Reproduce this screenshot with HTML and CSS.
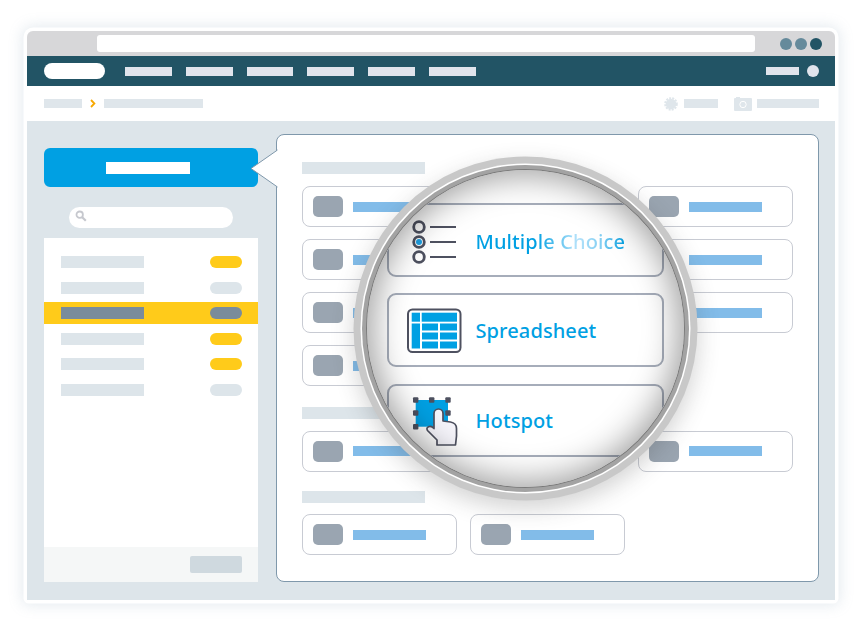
FILE: index.html
```html
<!DOCTYPE html>
<html lang="en">
<head>
<meta charset="utf-8">
<title>Question types</title>
<link rel="stylesheet" href="styles.css">
</head>
<body>
<div class="window">
  <div class="chrome">
    <div class="address"></div>
    <div class="dots"><i class="dot"></i><i class="dot"></i><i class="dot dot-dark"></i></div>
  </div>
  <div class="nav">
    <div class="logo"></div>
    <div class="nav-items"><i></i><i></i><i></i><i></i><i></i><i></i></div>
    <div class="nav-user"><i class="nav-name"></i><i class="nav-avatar"></i></div>
  </div>
  <div class="crumbs">
    <i class="crumb crumb-a"></i>
    <svg class="chevron" width="6" height="9" viewBox="0 0 6 9"><path d="M1 1l3.4 3.5L1 8" fill="none" stroke="#f7a800" stroke-width="1.8"/></svg>
    <i class="crumb crumb-b"></i>
    <div class="tools">
      <svg class="gear" width="14" height="14" viewBox="0 0 14 14"><circle cx="7" cy="7" r="5.300" fill="#dfe6eb"/><circle cx="7" cy="7" r="5.900" fill="none" stroke="#dfe6eb" stroke-width="1.800" stroke-dasharray="2 1.150"/></svg>
      <i class="crumb crumb-c"></i>
      <svg class="camera" width="18" height="15" viewBox="0 0 18 15"><path d="M1 2h1V1h4v1h11a1 1 0 0 1 1 1v11a1 1 0 0 1-1 1H1a1 1 0 0 1-1-1V3a1 1 0 0 1 1-1z" fill="#dfe6eb"/><circle cx="9" cy="8.500" r="3.200" fill="none" stroke="#fff" stroke-width="1"/></svg>
      <i class="crumb crumb-d"></i>
    </div>
  </div>
  <div class="main">
    <aside class="side">
      <div class="action"><i></i></div>
      <div class="search">
        <svg width="12" height="12" viewBox="0 0 12 12"><circle cx="4.700" cy="4.700" r="3.200" fill="none" stroke="#c6c8ce" stroke-width="1.800"/><path d="M7.200 7.200l3.600 3.600" stroke="#c6c8ce" stroke-width="2.200"/></svg>
      </div>
      <div class="list">
        <div class="rows">
          <div class="row"><i class="label"></i><i class="pill pill-on"></i></div>
          <div class="row"><i class="label"></i><i class="pill"></i></div>
          <div class="row row-active"><i class="label"></i><i class="pill"></i></div>
          <div class="row"><i class="label"></i><i class="pill pill-on"></i></div>
          <div class="row"><i class="label"></i><i class="pill pill-on"></i></div>
          <div class="row"><i class="label"></i><i class="pill"></i></div>
        </div>
        <div class="list-foot"><i></i></div>
      </div>
    </aside>
    <section class="panel">
      <svg class="notch" width="28" height="39" viewBox="0 0 28 39"><path d="M27.500 1L1 19.500 27.500 38V1z" fill="#fff"/><path d="M27.500 1L1 19.500 27.500 38" fill="none" stroke="#7f98ab"/></svg>
      <i class="heading"></i>
      <div class="cards">
        <div class="card"><i class="thumb"></i><i class="bar"></i></div><div class="card"><i class="thumb"></i><i class="bar"></i></div><div class="card"><i class="thumb"></i><i class="bar"></i></div>
        <div class="card"><i class="thumb"></i><i class="bar"></i></div><div class="card"><i class="thumb"></i><i class="bar"></i></div><div class="card"><i class="thumb"></i><i class="bar"></i></div>
        <div class="card"><i class="thumb"></i><i class="bar"></i></div><div class="card"><i class="thumb"></i><i class="bar"></i></div><div class="card"><i class="thumb"></i><i class="bar"></i></div>
        <div class="card"><i class="thumb"></i><i class="bar"></i></div>
      </div>
      <i class="heading heading-2"></i>
      <div class="cards cards-tight">
        <div class="card"><i class="thumb"></i><i class="bar"></i></div><div class="card card-last"><i class="thumb"></i><i class="bar"></i></div>
      </div>
      <i class="heading heading-3"></i>
      <div class="cards cards-tight">
        <div class="card"><i class="thumb"></i><i class="bar"></i></div><div class="card"><i class="thumb"></i><i class="bar"></i></div>
      </div>
    </section>
  </div>
  <div class="lens">
    <div class="lens-card">
      <svg class="lens-icon" width="64" height="56" viewBox="0 0 64 56">
        <g fill="none" stroke="#4e5160" stroke-width="2.800"><circle cx="15" cy="15" r="5.300"/><circle cx="15" cy="30" r="5.300"/><circle cx="15" cy="45" r="5.300"/></g>
        <circle cx="15" cy="30" r="3" fill="#1d9fe2"/>
        <path d="M26 15h26M26 30h26M26 45h26" stroke="#4e5160" stroke-width="2"/>
      </svg>
      <span class="lens-text lens-glare">Multiple Choice</span>
    </div>
    <div class="lens-card">
      <svg class="lens-icon" width="64" height="56" viewBox="0 0 64 56">
        <rect x="4" y="7.500" width="52.500" height="42.500" rx="4.500" fill="#fff" stroke="#4e5160" stroke-width="2"/>
        <g fill="#00a0e3">
          <rect x="7.700" y="10.700" width="8.300" height="9"/><rect x="17.700" y="10.700" width="35.300" height="9"/>
          <rect x="7.700" y="21.500" width="8.300" height="25"/>
          <rect x="18" y="21.500" width="16" height="7"/><rect x="36" y="21.500" width="17" height="7"/>
          <rect x="18" y="30.500" width="16" height="7"/><rect x="36" y="30.500" width="17" height="7"/>
          <rect x="18" y="39.500" width="16" height="7"/><rect x="36" y="39.500" width="17" height="7"/>
        </g>
      </svg>
      <span class="lens-text">Spreadsheet</span>
    </div>
    <div class="lens-card">
      <svg class="lens-icon" width="64" height="56" viewBox="0 0 64 56">
        <rect x="11.700" y="8" width="32.300" height="26.700" fill="#00a0e3"/>
        <g fill="#4e5160">
          <rect x="9" y="5.300" width="5.400" height="5.400" rx="1"/><rect x="25" y="5.300" width="5.400" height="5.400" rx="1"/><rect x="41.300" y="5.300" width="5.400" height="5.400" rx="1"/>
          <rect x="9" y="18.300" width="5.400" height="5.400" rx="1"/><rect x="41.300" y="18.300" width="5.400" height="5.400" rx="1"/>
          <rect x="9" y="32" width="5.400" height="5.400" rx="1"/>
        </g>
        <path d="M30 36V21.500a4.500 4.500 0 0 1 9 0V29l7.500 1q6 1 6 6.500v7.500l-1 9H33v-5l-9.500-9.500q-1.500-2.500 1-3.800q3-1 5.500 1.800z" fill="#f6f5fb" stroke="#4e5160" stroke-width="1.700" stroke-linejoin="round"/>
      </svg>
      <span class="lens-text">Hotspot</span>
    </div>
  </div>
</div>
</body>
</html>
```
FILE: styles.css
```css
* { box-sizing: border-box; }
html, body { margin: 0; height: 100%; background: #fff; overflow: hidden; }
body { padding: 31px 29px 0 27px; }
i { display: block; }

.window {
  position: relative;
  width: 808px;
  height: 569px;
  display: flex;
  flex-direction: column;
  border-radius: 6px 6px 2px 2px;
  box-shadow: 0 0 0 3.5px #fff, 0 0 14px 5px rgba(130, 160, 180, .22);
}

.chrome {
  height: 25px;
  display: flex;
  align-items: center;
  padding: 0 13px 0 70px;
  background: #d7d7d9;
  border-radius: 6px 6px 0 0;
}
.address { width: 658px; height: 17px; background: #fff; border-radius: 3px; }
.dots { margin-left: auto; display: flex; gap: 3px; }
.dot { width: 12px; height: 12px; border-radius: 50%; background: #658a9b; }
.dot-dark { background: #225465; }

.nav {
  height: 30px;
  display: flex;
  align-items: center;
  padding: 0 16px 0 17px;
  background: #225465;
}
.logo { width: 61px; height: 16px; background: #fff; border-radius: 8px; margin-right: 20px; }
.nav-items { display: flex; gap: 14px; }
.nav-items i { width: 46.8px; height: 9px; background: #e0e4ec; }
.nav-user { margin-left: auto; display: flex; align-items: center; gap: 8px; }
.nav-name { width: 33px; height: 8px; background: #e0e4ec; }
.nav-avatar { width: 12px; height: 12px; border-radius: 50%; background: #e0e4ec; }

.crumbs {
  height: 35px;
  display: flex;
  align-items: center;
  padding: 0 16px 0 17px;
  background: #fff;
}
.crumb { height: 9px; background: #dfe6eb; }
.crumb-a { width: 38px; }
.crumb-b { width: 99px; }
.crumb-c { width: 34px; margin-left: 6px; }
.crumb-d { width: 62px; margin-left: 5px; }
.chevron { margin: 0 8px 0 8px; }
.tools { margin-left: auto; display: flex; align-items: center; }
.camera { margin-left: 16px; }

.main {
  flex: 1;
  display: flex;
  gap: 18px;
  padding: 13px 16px 18px 17px;
  background: #dde5ea;
  min-height: 0;
}

.side { width: 214px; padding-top: 14px; display: flex; flex-direction: column; }
.action {
  height: 39px;
  display: flex;
  align-items: center;
  justify-content: center;
  background: #00a0e3;
  border-radius: 6px;
}
.action i { width: 84px; height: 12px; background: #fff; margin-left: -6px; }
.search {
  height: 21px;
  margin: 20px 25px 0;
  padding: 3px 0 0 6px;
  background: #fff;
  border-radius: 11px;
  display: flex;
  align-items: flex-start;
}
.list { flex: 1; margin-top: 10px; background: #fff; display: flex; flex-direction: column; }
.rows { flex: 1; padding-top: 13px; display: flex; flex-direction: column; gap: 3.6px; }
.row {
  height: 22px;
  display: flex;
  align-items: center;
  justify-content: space-between;
  padding: 0 16px 0 17px;
}
.label { width: 83px; height: 12px; background: #dde5ea; }
.pill { width: 32px; height: 12px; border-radius: 6px; background: #dde5ea; }
.pill-on { background: #ffcb1a; }
.row-active { background: #ffcb1a; }
.row-active .label, .row-active .pill { background: #7a8c9b; }
.list-foot {
  height: 35px;
  display: flex;
  align-items: center;
  justify-content: flex-end;
  padding-right: 16px;
  background: #f5f7f7;
}
.list-foot i { width: 52px; height: 17px; border-radius: 2px; background: #cfd9df; }

.panel {
  position: relative;
  width: 543px;
  padding: 27px 0 0 25px;
  background: #fff;
  border: 1px solid #7f98ab;
  border-radius: 8px;
}
.notch { position: absolute; left: -27px; top: 13.500px; }
.heading { width: 123px; height: 12px; background: #dde5ea; }
.heading-2 { margin-top: 21px; }
.heading-3 { margin-top: 19px; }
.cards {
  margin-top: 12px;
  display: grid;
  grid-template-columns: repeat(3, 154.5px);
  column-gap: 13.500px;
  row-gap: 12px;
}
.cards-tight { margin-top: 11.500px; }
.card {
  height: 41px;
  display: flex;
  align-items: center;
  gap: 10px;
  padding-left: 10px;
  background: #fff;
  border: 1px solid #c8cbd3;
  border-radius: 8px;
}
.card-last { grid-column: 3; }
.thumb { width: 30px; height: 21px; border-radius: 5px; background: #9aa5b1; }
.bar { width: 73px; height: 10px; background: #82bce9; }

.lens {
  position: absolute;
  left: 339.5px;
  top: 139px;
  width: 317px;
  height: 317px;
  padding: 33px 0 0 20.5px;
  display: flex;
  flex-direction: column;
  gap: 16.75px;
  overflow: hidden;
  background: #fff;
  border-radius: 50%;
  box-shadow:
    0 0 0 1px #7a7a7a,
    0 0 0 5px #a3a3a3,
    0 0 0 6.500px #fff,
    0 0 0 13.500px #c8c8c8,
    0 8px 22px 14px rgba(60, 60, 60, .22);
}
.lens::after {
  content: "";
  position: absolute;
  inset: 0;
  border-radius: 50%;
  box-shadow: inset 0 0 34px 4px rgba(0, 0, 0, .4);
}
.lens-card {
  flex: none;
  width: 277px;
  height: 73.5px;
  display: flex;
  align-items: center;
  gap: 8px;
  padding-left: 14.5px;
  border: 2.5px solid #a6adba;
  border-radius: 9px;
}
.lens-icon { flex: none; }
.lens-text {
  font: 500 20px "Noto Sans", sans-serif;
  letter-spacing: .1px;
  color: #00a0e3;
  white-space: nowrap;
}
.lens-glare {
  margin-top: 3px;
  background: linear-gradient(90deg, #00a0e3 0, #00a0e3 40%, #b5e2fa 68%, #7fcdf2 85%, #00a0e3 100%);
  -webkit-background-clip: text;
  background-clip: text;
  color: transparent;
}
```
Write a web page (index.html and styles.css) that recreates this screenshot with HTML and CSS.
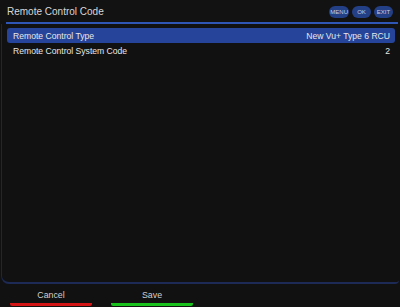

# # #

*GOAL:*
From the entries above, copy every line containing the word "with".

*OUTPUT:*
Reproduce this screenshot with HTML and CSS.
Write a web page (index.html and styles.css) that recreates this screenshot with HTML and CSS.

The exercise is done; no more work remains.